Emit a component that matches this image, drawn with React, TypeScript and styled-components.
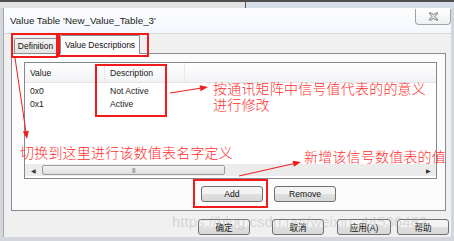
import styled, { createGlobalStyle, css } from 'styled-components';

const GlobalStyle = createGlobalStyle`
  html, body {
    margin: 0;
    padding: 0;
    width: 454px;
    height: 241px;
    overflow: hidden;
    font-family: "Liberation Sans", Arial, sans-serif;
  }
  * { box-sizing: border-box; }
`;

const Screen = styled.div`
  position: relative;
  width: 454px;
  height: 241px;
  display: flex;
  flex-direction: column;
  overflow: hidden;
  background: #cfd4da;
`;

const TopEdge = styled.div`
  height: 8px;
  display: flex;
  border-top: 2px solid #4f4f4f;
`;

const TopLeft = styled.div`
  width: 245px;
  background: #e2e2e2;
`;

const TopRight = styled.div`
  flex: 1;
  background: #d6dfe8;
  border-left: 1px solid #555;
`;

const Window = styled.div`
  flex: 1;
  display: flex;
  flex-direction: column;
  border-left: 3px solid #d3d7dc;
  border-right: 3px solid #d3d7dc;
  border-bottom: 4px solid #d3d7dc;
`;

const TitleBar = styled.div`
  height: 25px;
  display: flex;
  align-items: center;
  justify-content: space-between;
  padding-left: 6px;
  background: linear-gradient(#fdfdfe, #f3f7fc);
  border-left: 1px solid #a4a8ad;
`;

const Title = styled.span`
  font-size: 9.8px;
  color: #1e1e1e;
`;

const CloseButton = styled.div`
  align-self: flex-start;
  margin-top: 1px;
  width: 36px;
  height: 16px;
  display: flex;
  align-items: center;
  justify-content: center;
  border: 1px solid #a3a3a3;
  border-top: none;
  border-radius: 0 0 4px 4px;
  background: linear-gradient(#ffffff, #eef0f2);
`;

const Body = styled.div`
  flex: 1;
  display: flex;
  flex-direction: column;
  background: #f0f0f0;
  border-left: 1px solid #a4a8ad;
  border-top: 1px solid #d9d9d9;
`;

const TabStrip = styled.div`
  height: 19px;
  display: flex;
  align-items: flex-end;
  padding-left: 10px;
`;

const Tab = styled.div<{ $active?: boolean }>`
  display: flex;
  align-items: center;
  justify-content: center;
  font-size: 8.5px;
  color: #111;
  border: 1px solid #898c95;
  border-bottom: none;
  border-radius: 2px 2px 0 0;
  ${({ $active }) =>
    $active
      ? css`
          height: 19px;
          width: 80px;
          margin-left: 3px;
          margin-bottom: -1px;
          background: #fcfcfc;
          position: relative;
          z-index: 1;
        `
      : css`
          height: 15px;
          width: 43px;
          background: linear-gradient(#f3f3f3, #e3e3e3);
        `}
`;

const TabPage = styled.div`
  height: 158px;
  margin: 0 5px 0 7px;
  border: 1px solid #898c95;
  background: #fcfcfc;
  padding: 8px 8px 0 12px;
  display: flex;
  flex-direction: column;
`;

const ListView = styled.div`
  height: 117px;
  border: 1px solid #828790;
  background: #fff;
  display: flex;
  flex-direction: column;
`;

const ListHeader = styled.div`
  height: 20px;
  display: flex;
  background: linear-gradient(#ffffff, #f1f2f4);
  border-bottom: 1px solid #e5e5e5;
`;

const Cell = styled.div<{ $w?: number }>`
  width: ${({ $w }) => ($w ? `${$w}px` : 'auto')};
  flex: ${({ $w }) => ($w ? 'none' : '1')};
  display: flex;
  align-items: center;
  padding-left: 5px;
  font-size: 8.6px;
  color: #1a1a1a;
  white-space: nowrap;
`;

const HeaderCell = styled(Cell)`
  border-right: 1px solid #e8e8e8;
`;

const Rows = styled.div`
  flex: 1;
  padding-top: 1px;
`;

const Row = styled.div`
  height: 13px;
  display: flex;
`;

const HScroll = styled.div`
  height: 12px;
  margin: 0 0 2px;
  display: flex;
  align-items: center;
  background: #ececec;
  padding: 0 2px;
`;

const ScrollArrow = styled.div`
  width: 12px;
  display: flex;
  align-items: center;
  justify-content: center;
  font-size: 6px;
  color: #333;
`;

const ScrollTrack = styled.div`
  flex: 1;
  height: 100%;
  display: flex;
  align-items: center;
`;

const Thumb = styled.div`
  margin-left: 3px;
  width: 183px;
  height: 10px;
  border: 1px solid #9c9c9c;
  border-radius: 2px;
  background: linear-gradient(#f4f4f4, #dedede);
  display: flex;
  align-items: center;
  justify-content: center;
  font-size: 6px;
  letter-spacing: -0.5px;
  color: #666;
`;

const PageButtons = styled.div`
  margin-top: 7px;
  padding-left: 177px;
  display: flex;
  gap: 11px;
`;

const Button = styled.div<{ $w?: number; $ml?: number }>`
  width: ${({ $w }) => $w ?? 62}px;
  margin-left: ${({ $ml }) => $ml ?? 0}px;
  height: 16px;
  display: flex;
  align-items: center;
  justify-content: center;
  border: 1px solid #707070;
  border-radius: 3px;
  background: linear-gradient(#f3f3f3 50%, #e0e0e0 50%, #d8d8d8);
  font-size: 8.6px;
  color: #111;
  font-family: "Liberation Sans", "Noto Sans CJK SC", sans-serif;
`;

const DialogButtons = styled.div`
  margin-top: 8px;
  padding-left: 194px;
  display: flex;
`;

const Watermark = styled.div`
  position: absolute;
  left: 172px;
  top: 213px;
  font-size: 15px;
  color: rgba(170, 170, 170, 0.4);
  white-space: nowrap;
  pointer-events: none;
`;

const RedBox = styled.div`
  position: absolute;
  border: 2px solid #f21b1b;
  pointer-events: none;
`;

const Note = styled.div`
  position: absolute;
  font-family: "Noto Sans CJK SC", sans-serif;
  font-size: 14px;
  font-weight: 300;
  line-height: 14px;
  letter-spacing: 0.2px;
  color: #ff2f2f;
  white-space: nowrap;
`;

const Overlay = styled.svg`
  position: absolute;
  left: 0;
  top: 0;
  pointer-events: none;
`;

function Arrow({ x1, y1, x2, y2 }: { x1: number; y1: number; x2: number; y2: number }) {
  const a = Math.atan2(y2 - y1, x2 - x1);
  const len = 8;
  const half = 3;
  const bx = x2 - len * Math.cos(a);
  const by = y2 - len * Math.sin(a);
  const px = -Math.sin(a) * half;
  const py = Math.cos(a) * half;
  const pts = `${x2},${y2} ${bx + px},${by + py} ${bx - px},${by - py}`;
  return (
    <g>
      <line x1={x1} y1={y1} x2={bx} y2={by} stroke="#f21b1b" strokeWidth={1} />
      <polygon points={pts} fill="#f21b1b" />
    </g>
  );
}

export default function App() {
  return (
    <>
      <GlobalStyle />
      <Screen>
        <TopEdge>
          <TopLeft />
          <TopRight />
        </TopEdge>
        <Window>
          <TitleBar>
            <Title>Value Table 'New_Value_Table_3'</Title>
            <CloseButton>
              <svg width="11" height="9" viewBox="0 0 11 9">
                <path
                  d="M1 1 L3.5 1 L5.5 3 L7.5 1 L10 1 L7 4.5 L10 8 L7.5 8 L5.5 6 L3.5 8 L1 8 L4 4.5 Z"
                  fill="#e6e6e6"
                  stroke="#6f6f6f"
                  strokeWidth={0.9}
                />
              </svg>
            </CloseButton>
          </TitleBar>
          <Body>
            <TabStrip>
              <Tab>Definition</Tab>
              <Tab $active>Value Descriptions</Tab>
            </TabStrip>
            <TabPage>
              <ListView>
                <ListHeader>
                  <HeaderCell $w={80}>Value</HeaderCell>
                  <HeaderCell $w={80}>Description</HeaderCell>
                  <Cell />
                </ListHeader>
                <Rows>
                  <Row>
                    <Cell $w={80}>0x0</Cell>
                    <Cell $w={80}>Not Active</Cell>
                  </Row>
                  <Row>
                    <Cell $w={80}>0x1</Cell>
                    <Cell $w={80}>Active</Cell>
                  </Row>
                </Rows>
                <HScroll>
                  <ScrollArrow>◀</ScrollArrow>
                  <ScrollTrack>
                    <Thumb>|||</Thumb>
                  </ScrollTrack>
                  <ScrollArrow>▶</ScrollArrow>
                </HScroll>
              </ListView>
              <PageButtons>
                <Button>Add</Button>
                <Button>Remove</Button>
              </PageButtons>
            </TabPage>
            <DialogButtons>
              <Button $w={52}>确定</Button>
              <Button $w={52} $ml={22}>取消</Button>
              <Button $w={54} $ml={13}>应用(A)</Button>
              <Button $w={52} $ml={6}>帮助</Button>
            </DialogButtons>
          </Body>
        </Window>

        <Watermark>https://blog.csdn.net/weixin_44536482</Watermark>

        <RedBox style={{ left: 11, top: 33, width: 47, height: 25 }} />
        <RedBox style={{ left: 58, top: 33, width: 91, height: 24 }} />
        <RedBox style={{ left: 95, top: 64, width: 72, height: 53 }} />
        <RedBox style={{ left: 193, top: 179, width: 75, height: 29 }} />

        <Overlay width={454} height={241}>
          <Arrow x1={15} y1={58} x2={27} y2={139} />
          <Arrow x1={170} y1={93} x2={208} y2={87} />
          <Arrow x1={239} y1={176} x2={301} y2={162} />
        </Overlay>

        <Note style={{ left: 213, top: 81 }}>按通讯矩阵中信号值代表的的意义</Note>
        <Note style={{ left: 213, top: 97 }}>进行修改</Note>
        <Note style={{ left: 20, top: 145 }}>切换到这里进行该数值表名字定义</Note>
        <Note style={{ left: 304, top: 149 }}>新增该信号数值表的值</Note>
      </Screen>
    </>
  );
}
^^^^^^^^^^^^^^^^
■ **Stated problem**
Pick out the lines containing the string "components".

■ **Task output**
Emit a component that matches this image, drawn with React, TypeScript and styled-components.
import styled, { createGlobalStyle, css } from 'styled-components';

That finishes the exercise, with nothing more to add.